Studies conducted by Mathematica Policy Research show that KIPP schools
achieve significantly greater gains in student achievement than do
traditional public schools teaching similar students. Recent large-scale
research at Stanford University's Center for Research on Education
Outcomes (CREDO) also finds that KIPP teaching is highly effective, with
individual students learning far more than their statistical
"twins" at traditional public schools. KIPP's own studies
find that the schools substantially increase the odds that a
disadvantaged student will enter and graduate from college. Not
surprisingly, the 144 KIPP charter schools across the nation have no
shortage of fans, including President Barack Obama, Microsoft founder
Bill Gates, and Secretary of Education Arne Duncan.
Also not surprisingly, KIPP and other No Excuses schools have no
shortage of critics. Furman University education professor P. L. Thomas,
who admitted in a recent speech at the University of Arkansas to never
having been in a No Excuses charter school, complains in a widely
referenced 2012 Daily Kos post that in such schools, "Students are
required to use complete sentences at all times, and call female
teachers 'Miss'--with the threat of disciplinary action taken
if students fail to comply." Regarding KIPP in particular,
Cambridge College professor and blogger Jim Horn, who admits to having
never been inside a KIPP school, nonetheless has referred to KIPP as a
"New Age eugenics intervention at best," destroying
students' cultures, and a "concentration camp" at worst.
Such criticisms could be dismissed if held on the margins of
American public education. Unfortunately, within many education schools
and teachers unions, KIPP detractors are more prevalent than KIPP
backers. All too many professors and education administrators think that
KIPP, and schools like it, succeed by working their students like dogs.

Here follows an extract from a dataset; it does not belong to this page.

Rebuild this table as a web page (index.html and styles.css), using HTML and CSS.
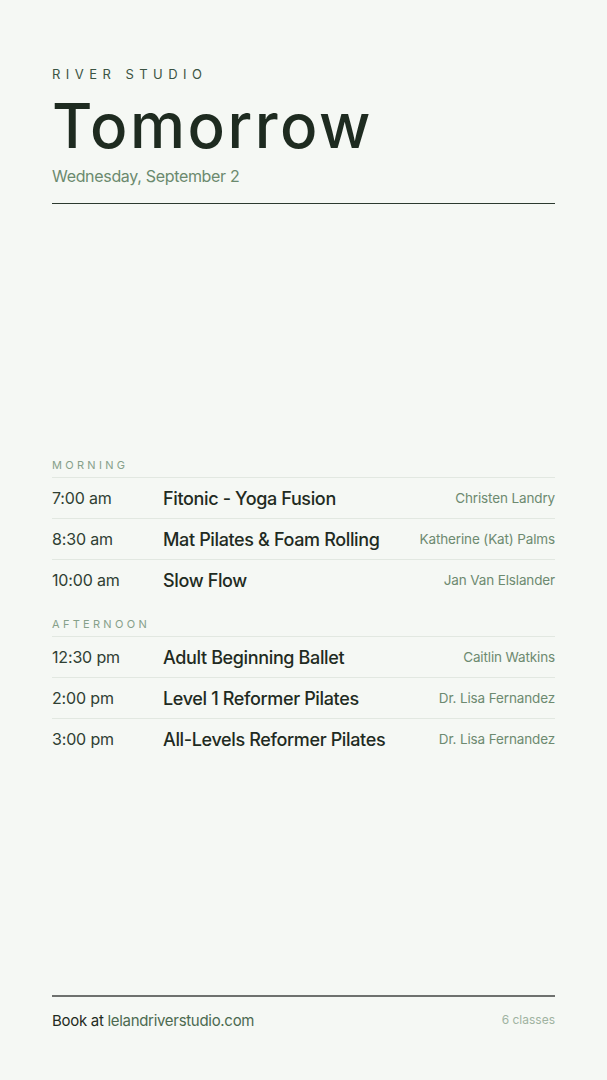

Like all charter schools, KIPP schools are chosen by parents, but
critics fear that disadvantaged parents do not know enough to choose
wisely, or else do not have their children's best interest at
heart. Leaving aside whether the critics patronize the people of color
KIPP schools serve, we propose that KIPP and similar schools are not
nearly as militaristic as critics, who may have never been inside them,
fear.
Inside a KIPP School
We have done hundreds of hours of fieldwork over the past eight
years in 12 KIPP schools in five states, interviewing scores of
teachers, students, and administrators. It is true that an atmosphere of
order generally prevails. We found that schools that begin by
establishing a culture of strict discipline, in neighborhoods where
violence and disorder are widespread, ease off once a safe, tolerant
learning environment is secured. "KIPPsters" and their
teachers live up to the Work Hard, Be Nice motto but also play hard when
the work is done. A schoolwide focus on academics is palpable. The
schools nonetheless make time for band, basketball, chess, prom, and any
number of clubs.
Student interactions are atypical. The KIPP schools we observed
emphasize teamwork and assuring success for all ("team beats
individual"; "all will learn"), encouraging more-advanced
students to help their peers rather than just fend for themselves, in
contrast to more individualistic traditional public schools.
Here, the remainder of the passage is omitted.